The opposition, Scott told Grant, had declared “that they will not submit to any election which does not place them in power.” Klan sympathizers were even plotting to disrupt the vote tally. “I am convinced that an outbreak will occur here on Friday … the day appointed by law for the counting of ballots,” Scott wrote.
Grant, elected president in 1868, had led the Union Army to victory in the Civil War. But as letters from his Southern supporters beseeched him for help, Grant realized that the Klan threatened to undo the U.S. government’s postwar efforts to create a multiracial democracy.

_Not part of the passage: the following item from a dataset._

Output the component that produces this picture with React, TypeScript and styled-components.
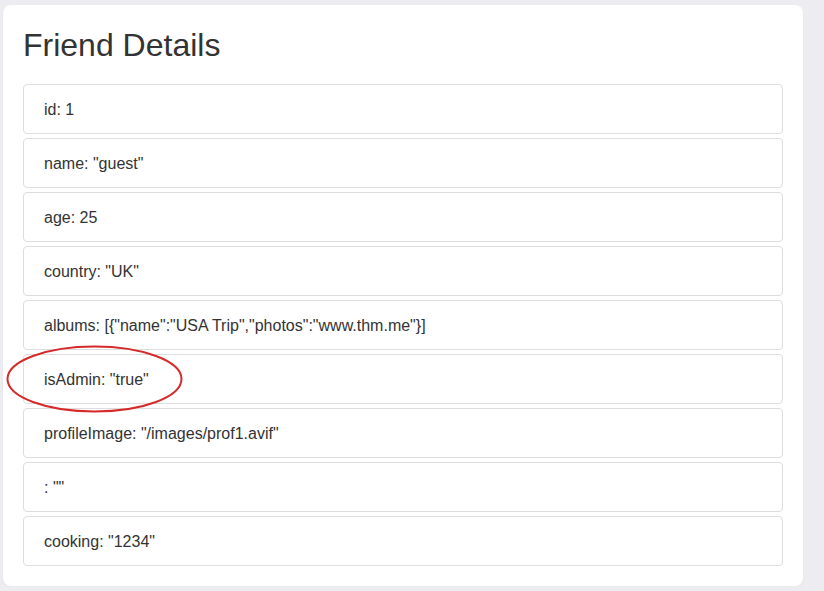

“Sir, we are in terror from Ku-Klux threats & outrages,” S.E. Lane, a woman in Chesterfield, S.C., wrote to the president in 1871. “Our nearest neighbor, a prominent Republican, now lies dead — murdered, by a disguised Ruffian Band, which attacked his House at midnight a few nights since. His wife also was murdered. … My Husband’s life is threatened…. We are in constant fear and terror.”
Grant responded by sending more federal troops to North and South Carolina to stop the insurrection. He named a new attorney general, Amos T. Akerman, a federal prosecutor from Georgia who had aggressively enforced the Civil Rights Act of 1866. Akerman moved the new Justice Department, created in 1870, into the Freedmen’s Savings Bank building in Washington. That symbolic solidarity with former enslaved people reflected his priorities. Akerman charged the Justice Department with upholding the 13th, 14th, and 15th amendments’ guarantees of civil rights to Black Americans.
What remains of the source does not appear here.